En el escenario vemos doce pupitres y nueve intérpretes vestidos con traje y corbata que nos remiten a la escuela, el instituto o incluso la universidad. No cabe duda de que estamos ante el primer estamento de domesticación de los seres humanos. Una uniformización contra la que Fabre levanta su voz. Y lo hace también contra el imperio de la moda, los medios de comunicación y, sobre todo, contra una sociedad hipócrita que necesita juzgar y poner etiquetas a todo lo que ve. Que nos obliga a salir de los armarios que nos cobijan para dejarnos completamente a la intemperie.
¿No es suficiente con que seamos seres humanos?, se pregunta el belga, al tiempo que reivindica el derecho a amar y desear a quien queramos y nos parezca digno de deseo.
Algo encomiable. Y más que oportuno en estos momentos en que los calificativos y lo políticamente correcto nos tienen verdaderamente desconcertados.
Pero esas consignas, esa llamada a vivir en libertad cualquier tipo de género o de sexualidad nos llega a través de las palabras. En escena, unos magníficos actores y bailarines hablan, bailan alrededor y encima de las mesas y gesticulan sin cesar; dicen ser los terremotos del género, pero no logran mover ni un solo pupitre; dicen que la belleza no puede ser encerrada, pero ellos lo están en esa estructura escolar.

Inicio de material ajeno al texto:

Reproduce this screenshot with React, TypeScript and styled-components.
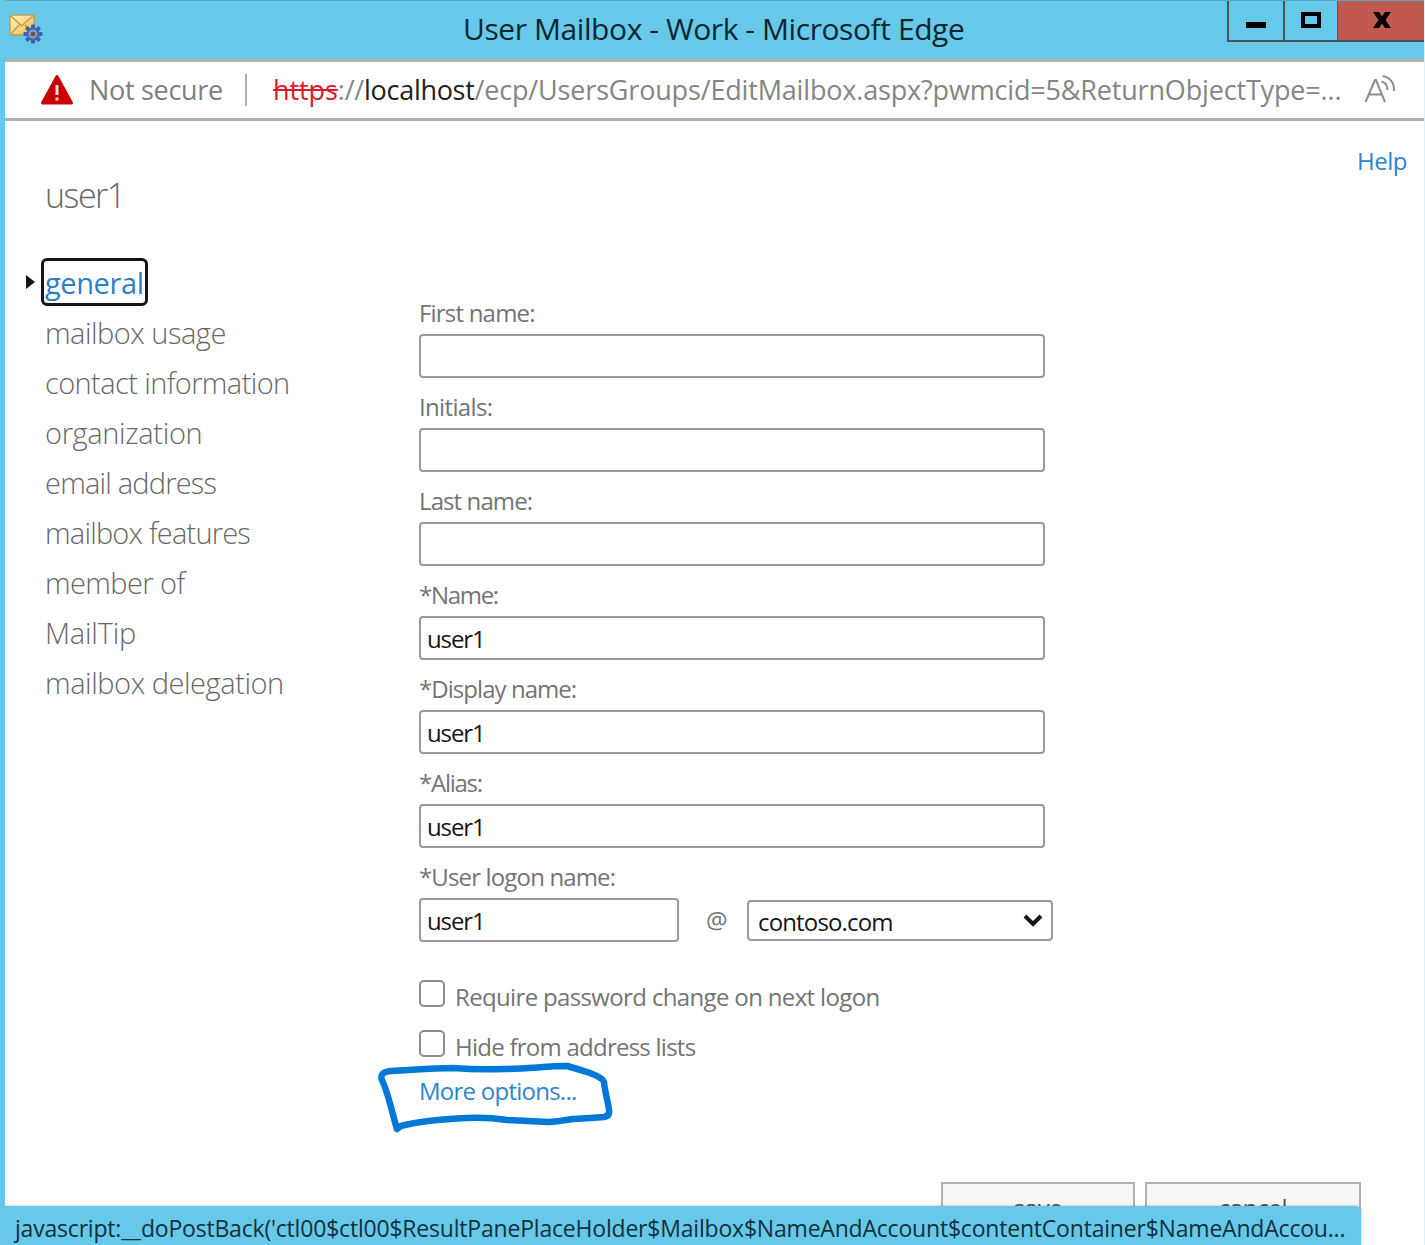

Con una dramaturgia bastante pobre, la única acción realmente teatral es la de la metafórica y constante transformación del vestuario –trajes, corbatas, sujetadores, calzoncillos…–, liberándose de cualquier significación ligada al género. Así, hasta llegar a esa danza final espasmódica que siempre funciona, se va repitiendo más o menos la misma secuencia: texto, danza individual mientras el grupo transforma su aspecto e ilustración gestual y coral de la idea.
Tal vez sea que el genio Fabre nos tiene mal acostumbrados, pero echamos de menos esa fantasía escénica suya, esa capacidad de “ensuciar” el escenario para limpiarlo y empezar de nuevo con una nueva pureza. Porque los actores –dice– son sustitutos de Dios.
Con todo, el público salió entusiasmado y nosotros seguimos preguntándonos: ¿nadie nos va a explicar por qué el Central sigue con un 50% de aforo cuando otros teatros, antes del fin del estado de alarma, estaban ya al 75%? ¿Es que el sector cultural no está sufriendo tanto como el de los bares y las discotecas?